The majority of discriminatory actors in exclusionary discrimination are landlords and landowners, as they have the positional power and direct access to the individual or family and the housing being sought. Other discriminatory actors or institutions responsible for exclusion include real estate, insurance, and banking and lending agents and institutions.

===Nonexclusionary===
Nonexclusionary discrimination practices refer to "actions and practices that occur within an already established housing arrangement, most often entailing racial harassment, differential treatment of tenants, or disparate application of contractual terms and conditions of residency." Individuals and families already housed experience ongoing intimidation, differential treatment, and harassment, and nonexclusionary discrimination often results in distress for victims since the victim is often legally bound to the home and usually has direct contact with the perpetrator on a regular basis. Landlords and owners are still responsible for the majority of this type of housing discrimination, but neighbors and banking and lending institutions participate more. For instance, even without institutionalized exclusionary power, residential neighbors can harass and intimidate tenants.

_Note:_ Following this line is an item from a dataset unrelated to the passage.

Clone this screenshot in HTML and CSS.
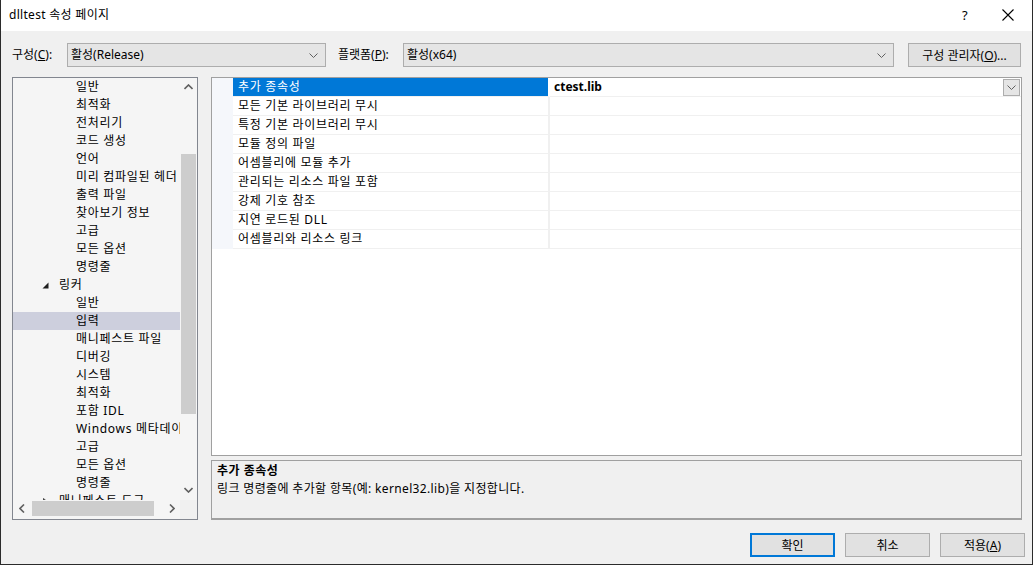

Most nonexclusionary discrimination cases involve applying discriminatory terms and conditions within the victim's current residential setting. The majority of these cases involve terms, conditions, and privileges relating to a current rental arrangement. These cases are often seen as unfairly raising the rent of a select group or allowing certain tenants privileges, like using a facility after hours or being lenient on pet policies. Many nonexclusionary discrimination cases involve the failure to provide equal access to services and facilities, such as purposely delaying or completely forgoing fixing a broken pipe. More terms and conditions cases involve discriminatory financing, loans, and appraisals of the individual or family's property, which is when the discriminatory actor takes advantage of the victim financially.

Other forms of nonexclusionary discrimination include the use of harassment, intimidation, and coercion toward victims. This includes racial slurs and threats of violence, both of which create an uneasy environment in which the victims live. These forms can cause excessive anxiety and stress for the individual or family affected. If an individual holding a position of an authority, such as the landlord, is responsible for the nonexclusionary discrimination, the victim is left with a feeling of powerlessness and lack of ability to get help.

== Gender discrimination ==
In many countries, structural discrimination in housing disadvantages men and favors women. This is typically studied by correspondence studies, where fictitious applications are sent to landlords and real-estate agents. The experimenter can then manipulate the name of the applicant to change gender or ethnicity while keeping everything else identical.
In 2018, a meta-analysis of 25 correspondence studies in 15 OECD countries (totalizing over 110,000 letters) found that women are 30% more likely than men to be chosen, everything else being equal. There is an interaction between sexism and racism, so that sexist discrimination in stronger against men of ethnic minorities. However, men from the dominant majority also suffer from discrimination compared to women.

Consistently, men make up the vast majority of homeless people and a 2019 French study found that 90% of homeless people who die in the street are men.

== By country ==
=== Canada ===
In Ontario, housing discrimination is addressed under the Ontario Human Rights Code.

===United States===

In the United States, the Office of Fair Housing and Equal Opportunity is charged with enforcing fair housing laws, based on the Fair Housing Act of 1968.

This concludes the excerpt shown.